No da para más
Edición Nº 1043 - Viernes 11 de julio de 2025. Lectura: 4'
Por Julio María Sanguinetti
En el último partido clásico, un grupo de imbélices (no les llamo fanáticos del fútbol, porque no lo son) se dedicó a tirar bengalas adentro del Estadio. El resultado fueron dos policías heridos, uno de gravedad. Allí nos chocamos con el primer gran escollo: ¿cómo el Ministro del Interior puede decir que el operativo fue “perfecto” cuando tiene dos bajas en combate?
No conocemos personalmente al señor Ministro, pero su respuesta es de una frivolidad impropia de su cargo. Debería ya haber aclarado un poco sus dichos y reconocer las fallas que se dieron: para empezar, la introducción de los artefactos, que escapó a los controles y ni hablar de la presencia de enmascarados que desafiaron todo el partido a la autoridad, dejándola en ridículo.

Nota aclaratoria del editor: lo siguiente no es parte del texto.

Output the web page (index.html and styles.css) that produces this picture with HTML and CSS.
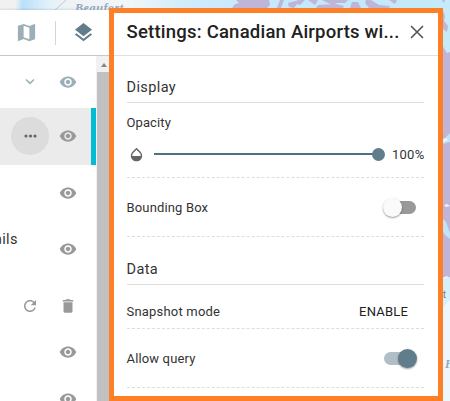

Nos consta que en los últimos años todos los gobiernos han tenido intentos, de a ratos exitosos, las más de las veces fallidos. Pero el problema se agravó de modo profundo desde que se resolvió, hace veinte años, que la responssabilidad fundamental era de los dirigentes, que son los que siempre se la ligan, y que los espectáculos, pese a ser públicos y concitar multitudes, son privados y en consecuencia la autoridad no es responsable.
El episodio famoso del hincha de Peñarol tirando la garrafa desde lo alto de la Tribuna Amsterdam (también el Ministro Bonomi había dicho que el operativo estaba bien) o la persecución de un grupo de nacionalófilos yendo hasta Santa Lucía para matar a un hincha rival, fueron episodios que en su tiempo generaron conmoción. Ya entonces se había instalado la idea de que todo eran las “barrabravas” presuntamente alimentadas por las entradas que les daban los dirigentes y en consecuencia todo el mundo a lavarse las manos. Se habló y habló y ahí quedó.
Seré algo crudo: la bengala cayó en el sector de periodismo. Como los heridos son policías, apenas se ha hablado. El diario “El Observador” ha sido el único medio que se tomó la cuestión en serio. Si hubiera sido un colega periodista, estaríamos paralizando todos los medios de comuncación. Y tendríamos razón.
Allí está el gran tema: intervenir en la tribuna es muy riesgoso para la policía y cuando haya el menor machucón a un revoltoso, nacerá la monserga de la represión excesiva, el viejo reflejo anti-policía propio del sindicalismo revolucionario o la vieja mentalidad tupamara.
¿Tenemos que seguir resignándonos? ¿Seguirá callada, vergonzosamenste, la Asociación Uruguaya de Fútbol, oganizadora del torneo? ¿Tienen los clubes que seguir perdiendo millones de dólares por sanciones internacionales? ¿Tienen los espectadores que retraerse o cuidarse como si fueran a un barrio peligroso?
No es pensable que no se pueda controlar a doscientos o trescientos presuntos hinchas, a los que hay que proscribir de las canchas.
El Ministerio del Interior tiene que asumir toda la responsabilidad. El espectáculo es , comercialmente, un negocio privado, pero socialmente una congregación masiva que, por naturaleza, compromete el orden público. Hay que plantearse una accion en serio, a partir de una “inteligencia” bien organizada.
Quien le sigue en responsabilidad es la Asociación Uruguaya de Fútbol, escondida detrás de un biombo. Da pena.
Por supuesto, vienen luego los vilipendiados dirigentes de los clubes, a los que en su tiempo se les pedía que identificaran a los barrabravas y por supuesto nadie estaba dispuesto a protegerlos de previsibles represalias.
El tema requiere una gran acción oficial colectiva, del Estado, la Asociación, los clubes y la prensa para apoyar lo que sea necesario y terminar con esta historia, como ocurrió en Inglaterra, donde los “hooligans” se siguen creyendo sobrevivientes porque se emborrrachan en los pubs, pero no están más adentro de esos estadios en que no vemos “pulmones”, ni zonas prohibidas sino un público ordenado, incluso bien cercano a la cancha.
Existen sistemas de control. Mediante la identificación fácial es posible que las famosas “listas negras” de los clubes se hagan realidad y no entren más a los espectáculos públicos los revoltosos, los agresivos, los que descargan sus frustraciones haciendo daño. Por supuesto, las cámaras están pero ellas deben ser parte de un real sistema.
Estamos ante una cadena de elusiones, que empieza en el Ministerio y termina en la pobre policía, que naturalmente bien pocas ganas tiene de actuar cuando sabe que la acción en las tribunas es riesgosa y que los presuntos custodios de los derechos humanos están siempre prontos para apostrofarla al menor machucón.
No es buena política esperar un muerto. Se consagraría quien no solo lo evitara sino pusiera punto final a esta historia. No puede ser imposible.